Italians, Jews, and Slavs were considered non-white in popular political discourse of the late 19th and early 20th century, and this discourse grew very influential in the anti-immigration movement, leading eventually, in the 1920s, to severe restrictions against entry of supposedly "non-white" groups to this country. This popular pseudo-science made it into the pages of the Saturday Evening Post and other magazines, supporting immigration restrictions against the "Alpine" and the "Mediterranean" races, described as the long-skulled, slow, peasant stock people of Central Europe, etc. Most of these immigrants were not running around in the 19th and early 20th century proudly announcing that they're Italian Americans or Slavic Americans because at the time, it was often very dangerous and at least a disadvantage to be identified that way. I think we call these groups an ethnicity and not a race now, because those categories have actually changed. This is due in large part to a series of policy decisions that gave some groups certain advantages in the 1930s, '40s, and '50s, allowing them to be part of an ever-expanding "white" race. The political context and the power context changes. Ethnicity, like race, takes on different meanings.

Sumi Cho
 

In the law, I think there's a failure to seriously grasp the significance of the impact of racial exclusion and white supremacy in this society. There are many who don't believe that racial divisions are much different from ethnicity-based divisions; i.e., what African Americans have faced in this country is little different from what Irish Americans or Italian Americans have faced.

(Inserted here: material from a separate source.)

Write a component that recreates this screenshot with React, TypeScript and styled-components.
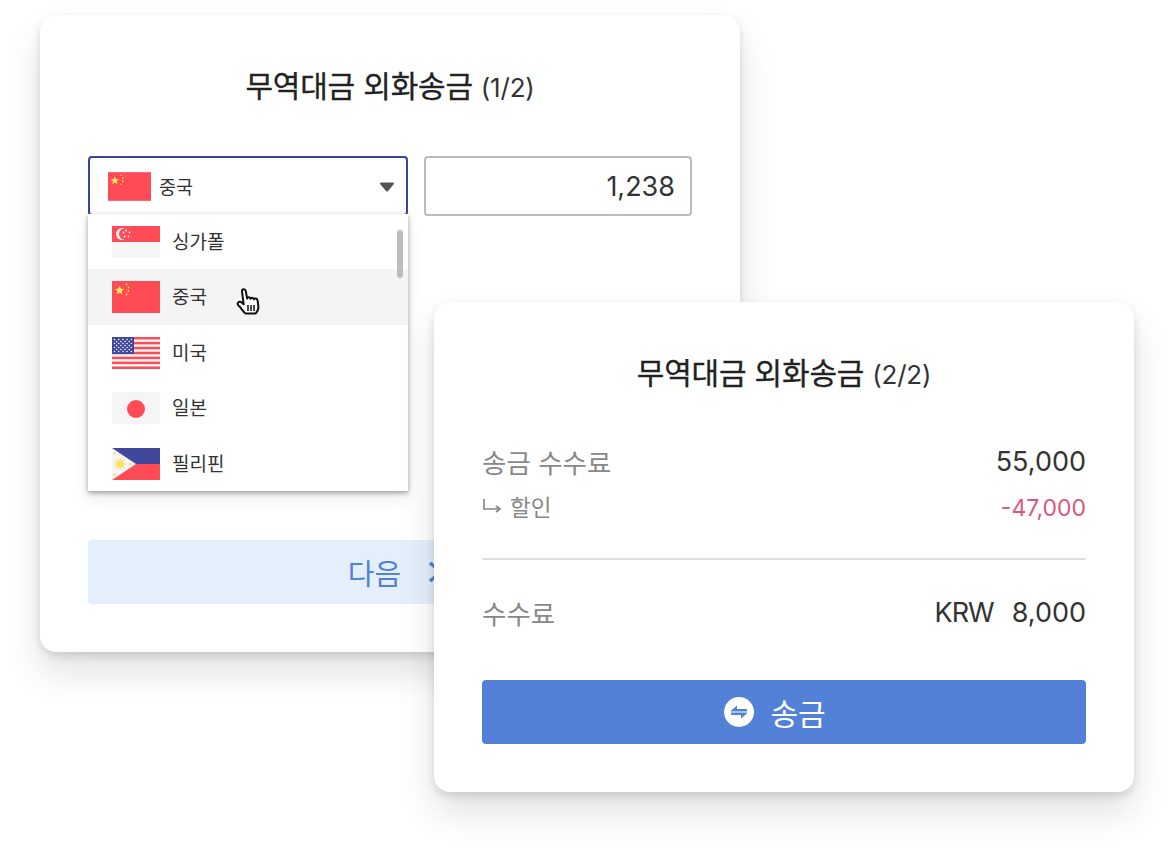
import React from 'react';
import styled, { createGlobalStyle } from 'styled-components';

const GlobalStyle = createGlobalStyle`
  html, body {
    margin: 0;
    padding: 0;
    background: #ffffff;
    overflow: hidden;
  }
  body {
    font-family: 'Inter', 'Noto Sans CJK KR', sans-serif;
    color: #333333;
  }
`;

const Stage = styled.div`
  position: relative;
  width: 1174px;
  height: 856px;
  overflow: hidden;
`;

const Card = styled.section<{ $left: number; $top: number; $height: number }>`
  position: absolute;
  left: ${p => p.$left}px;
  top: ${p => p.$top}px;
  width: 700px;
  height: ${p => p.$height}px;
  box-sizing: border-box;
  padding: 48px;
  background: #ffffff;
  border-radius: 16px;
  box-shadow: 0 4px 8px rgba(0, 0, 0, 0.12), 0 20px 36px rgba(0, 0, 0, 0.12);
  display: flex;
  flex-direction: column;
`;

const Title = styled.h2`
  margin: 0;
  height: 46px;
  display: flex;
  align-items: baseline;
  justify-content: center;
  gap: 8px;
  font-size: 30px;
  line-height: 46px;
  font-weight: 400;
  -webkit-text-stroke: 0.3px #222222;
  color: #222222;
  letter-spacing: -0.2px;
`;

const TitleStep = styled.span`
  font-size: 26px;
  font-weight: 400;
  -webkit-text-stroke: 0;
  color: #333333;
`;

const FieldRow = styled.div`
  position: relative;
  display: flex;
  gap: 16px;
  margin-top: 47px;
`;

const SelectWrap = styled.div`
  position: relative;
  width: 320px;
`;

const SelectBox = styled.div`
  box-sizing: border-box;
  height: 60px;
  display: flex;
  align-items: center;
  padding: 0 11px 0 18px;
  border: 2px solid #3c4696;
  border-radius: 4px;
  font-size: 18.5px;
  color: #333333;
`;

const SelectFlag = styled.span`
  display: flex;
  margin-right: 8px;
`;

const Caret = styled.svg`
  margin-left: auto;
  margin-top: 1px;
`;

const AmountInput = styled.div`
  box-sizing: border-box;
  width: 268px;
  height: 60px;
  display: flex;
  align-items: center;
  justify-content: flex-end;
  padding: 0 15px;
  border: 2px solid #bbbbbb;
  border-radius: 4px;
  font-size: 27px;
  color: #333333;
`;

const Menu = styled.ul`
  position: absolute;
  left: 0;
  top: 58px;
  width: 320px;
  height: 277px;
  margin: 0;
  padding: 0;
  list-style: none;
  background: #ffffff;
  overflow: hidden;
  box-shadow: 0 2px 5px rgba(0, 0, 0, 0.36), 0 8px 16px rgba(0, 0, 0, 0.07);
`;

const MenuItem = styled.li<{ $active?: boolean; $height: number }>`
  box-sizing: border-box;
  height: ${p => p.$height}px;
  display: flex;
  align-items: center;
  gap: 12px;
  padding-left: 24px;
  font-size: 19px;
  color: #333333;
  background: ${p => (p.$active ? '#f4f4f4' : '#ffffff')};
`;

const MenuLabel = styled.span`
  margin-bottom: 3px;
`;

const ScrollThumb = styled.div`
  position: absolute;
  right: 5px;
  top: 16px;
  width: 6px;
  height: 48px;
  border-radius: 3px;
  background: #bdbdbd;
`;

const HandCursor = styled.svg`
  position: absolute;
  left: 148px;
  top: 132px;
`;

const NextButton = styled.div`
  box-sizing: border-box;
  height: 64px;
  margin-top: auto;
  padding-left: 12px;
  display: flex;
  align-items: center;
  justify-content: center;
  gap: 27px;
  border-radius: 4px;
  background: #e3f0fc;
  color: #5381d8;
  font-size: 29px;
`;

const SummaryRow = styled.div<{ $top: number }>`
  display: flex;
  justify-content: space-between;
  align-items: center;
  margin-top: ${p => p.$top}px;
`;

const RowLabel = styled.span<{ $small?: boolean }>`
  display: flex;
  align-items: center;
  gap: 7px;
  margin: ${p => (p.$small ? '-2px 0 2px' : '0')};
  font-size: ${p => (p.$small ? 22.5 : 26.5)}px;
  color: #888888;
`;

const RowValue = styled.span<{ $discount?: boolean }>`
  font-size: ${p => (p.$discount ? 23 : 27)}px;
  color: ${p => (p.$discount ? '#d9587f' : '#333333')};
  display: flex;
  gap: 18px;
`;

const Currency = styled.span`
  letter-spacing: -1px;
`;

const Divider = styled.hr`
  width: 100%;
  height: 2px;
  margin: 34px 0 0;
  border: 0;
  background: #dddddd;
`;

const SendButton = styled.div`
  box-sizing: border-box;
  height: 64px;
  margin-top: auto;
  padding-right: 18px;
  display: flex;
  align-items: center;
  justify-content: center;
  gap: 16px;
  border-radius: 4px;
  background: #5381d8;
  color: #ffffff;
  font-size: 30px;
`;

const ChinaFlag = ({ w = 48, h = 32 }: { w?: number; h?: number }) => (
  <svg width={w} height={h} viewBox="0 0 48 32">
    <rect width="48" height="32" fill="#ff4b55" />
    <polygon fill="#ffe15a" points="7.5,4.500 8.9,7.800 12.400,7.900 9.700,10 10.600,13.400 7.500,11.500 4.500,13.400 5.400,10 2.700,7.900 6.200,7.800" />
    <circle cx="14.500" cy="3.500" r="0.9" fill="#ffe15a" />
    <circle cx="16.500" cy="6.500" r="0.9" fill="#ffe15a" />
    <circle cx="16.500" cy="10" r="0.9" fill="#ffe15a" />
    <circle cx="14.500" cy="13.500" r="0.9" fill="#ffe15a" />
  </svg>
);

const SingaporeFlag = () => (
  <svg width="48" height="32" viewBox="0 0 48 32">
    <rect width="48" height="32" fill="#f5f5f5" />
    <rect width="48" height="16" fill="#ff4b55" />
    <circle cx="10" cy="8" r="6" fill="#f5f5f5" />
    <circle cx="12.500" cy="8" r="5.500" fill="#ff4b55" />
    <g fill="#f5f5f5">
      <circle cx="14" cy="4.500" r="0.9" />
      <circle cx="17.500" cy="6.500" r="0.9" />
      <circle cx="16.500" cy="10.500" r="0.9" />
      <circle cx="12.500" cy="10.500" r="0.9" />
      <circle cx="11.500" cy="6.500" r="0.9" />
    </g>
  </svg>
);

const UsaFlag = () => (
  <svg width="48" height="32" viewBox="0 0 48 32">
    <rect width="48" height="32" fill="#f5f5f5" />
    {[0, 1, 2, 3, 4, 5, 6].map(i => (
      <rect key={i} y={i * 4.92} width="48" height="2.46" fill="#ff4b55" />
    ))}
    <rect width="22" height="17" fill="#41479b" />
    {Array.from({ length: 4 }).map((_, r) =>
      Array.from({ length: 5 }).map((__, c) => (
        <circle key={`${r}-${c}`} cx={2.5 + c * 4.2} cy={2.5 + r * 4} r="0.8" fill="#f5f5f5" />
      ))
    )}
    {Array.from({ length: 3 }).map((_, r) =>
      Array.from({ length: 4 }).map((__, c) => (
        <circle key={`o${r}-${c}`} cx={4.6 + c * 4.2} cy={4.5 + r * 4} r="0.8" fill="#f5f5f5" />
      ))
    )}
  </svg>
);

const JapanFlag = () => (
  <svg width="48" height="32" viewBox="0 0 48 32">
    <rect width="48" height="32" fill="#f5f5f5" />
    <circle cx="24" cy="17" r="9" fill="#ff4b55" />
  </svg>
);

const PhilippinesFlag = () => (
  <svg width="48" height="32" viewBox="0 0 48 32">
    <rect width="48" height="16" fill="#41479b" />
    <rect y="16" width="48" height="16" fill="#ff4b55" />
    <polygon points="0,0 24,16 0,32" fill="#f5f5f5" />
    <g stroke="#ffe15a" strokeWidth="1.5">
      <path d="M8 10.500v11M2.500 16h11M4 12l8 8M12 12l-8 8" />
    </g>
    <circle cx="8" cy="16" r="3.500" fill="#ffe15a" />
    <circle cx="2.500" cy="5.500" r="1.300" fill="#ffe15a" />
    <circle cx="2.500" cy="26.500" r="1.300" fill="#ffe15a" />
    <circle cx="18" cy="16" r="1.300" fill="#ffe15a" />
  </svg>
);

const countries = [
  { name: '싱가폴', flag: <SingaporeFlag />, height: 55 },
  { name: '중국', flag: <ChinaFlag />, height: 56, active: true },
  { name: '미국', flag: <UsaFlag />, height: 55 },
  { name: '일본', flag: <JapanFlag />, height: 56 },
  { name: '필리핀', flag: <PhilippinesFlag />, height: 55 },
];

const App: React.FC = () => {
  return (
    <>
      <GlobalStyle />
      <Stage>
        <Card $left={40} $top={15} $height={637}>
          <Title>
            무역대금 외화송금 <TitleStep>(1/2)</TitleStep>
          </Title>
          <FieldRow>
            <SelectWrap>
              <SelectBox>
                <SelectFlag>
                  <ChinaFlag w={43} h={29} />
                </SelectFlag>
                중국
                <Caret width="16" height="10" viewBox="0 0 16 10">
                  <path d="M2 1.500h12L8 8.500z" fill="#555555" stroke="#555555" strokeWidth="2" strokeLinejoin="round" />
                </Caret>
              </SelectBox>
              <Menu>
                {countries.map(c => (
                  <MenuItem key={c.name} $active={c.active} $height={c.height}>
                    {c.flag}
                    <MenuLabel>{c.name}</MenuLabel>
                  </MenuItem>
                ))}
                <ScrollThumb />
              </Menu>
              <HandCursor width="26" height="27" viewBox="0 0 26 27">
                <path
                  d="M6 3.500c-.2-2.800 3.400-3 3.800-.4l1.300 7.400c.5-1.700 3.100-1.500 3.400.3.500-1.500 3.100-1.300 3.400.5.600-1.300 3.300-1 3.600.9l.8 5.800c.4 3.200-.8 5.800-2.800 7.500H9.500C7.500 24 5.200 20 2.300 17.300.6 15.500 2.500 13 5 14l2.700 2.300z"
                  fill="#ffffff"
                  stroke="#111111"
                  strokeWidth="2"
                  strokeLinejoin="round"
                />
                <path d="M12 17v6M15 17v6M18 17v6" stroke="#111111" strokeWidth="1.500" />
              </HandCursor>
            </SelectWrap>
            <AmountInput>1,238</AmountInput>
          </FieldRow>
          <NextButton>
            다음
            <svg width="16" height="24" viewBox="0 0 16 24">
              <path d="M2 3l11 9-11 9" fill="none" stroke="#5381d8" strokeWidth="3.500" />
            </svg>
          </NextButton>
        </Card>

        <Card $left={434} $top={302} $height={490}>
          <Title>
            무역대금 외화송금 <TitleStep>(2/2)</TitleStep>
          </Title>
          <SummaryRow $top={46}>
            <RowLabel>송금 수수료</RowLabel>
            <RowValue>55,000</RowValue>
          </SummaryRow>
          <SummaryRow $top={11}>
            <RowLabel $small>
              <svg width="21" height="16" viewBox="0 0 21 16">
                <path d="M2 1v10h15M14 8l4 3-4 3" fill="none" stroke="#888888" strokeWidth="1.700" />
              </svg>
              할인
            </RowLabel>
            <RowValue $discount>-47,000</RowValue>
          </SummaryRow>
          <Divider />
          <SummaryRow $top={33}>
            <RowLabel>수수료</RowLabel>
            <RowValue>
              <Currency>KRW</Currency>
              <span>8,000</span>
            </RowValue>
          </SummaryRow>
          <SendButton>
            <svg width="30" height="30" viewBox="0 0 30 30">
              <circle cx="15" cy="15" r="15" fill="#ffffff" />
              <path d="M7 13.500l6-5v3.500h10v2.500H7zM23 16.500l-6 5V18H7v-2.500h16z" fill="#5381d8" />
            </svg>
            송금
          </SendButton>
        </Card>
      </Stage>
    </>
  );
};

export default App;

In the legal sphere, you get these court decisions that endorse affirmative action programs that promote forward-looking rationales, like diversity for a university, let's say, but don't allow programs that promote backward-looking rationales, such as remedying general societal discrimination, unless you have a specific documented case of past discrimination. So you end up with this ungrounded, untethered notion of general diversity which has nothing to do with the real impact of race in society. There's an asymmetry that's important to keep in mind when we're talking about race versus ethnicity. Yet politicians deliberately further this non-distinction between race and ethnicity, especially conservative politicians who want to downplay the significance of racial discrimination in this country.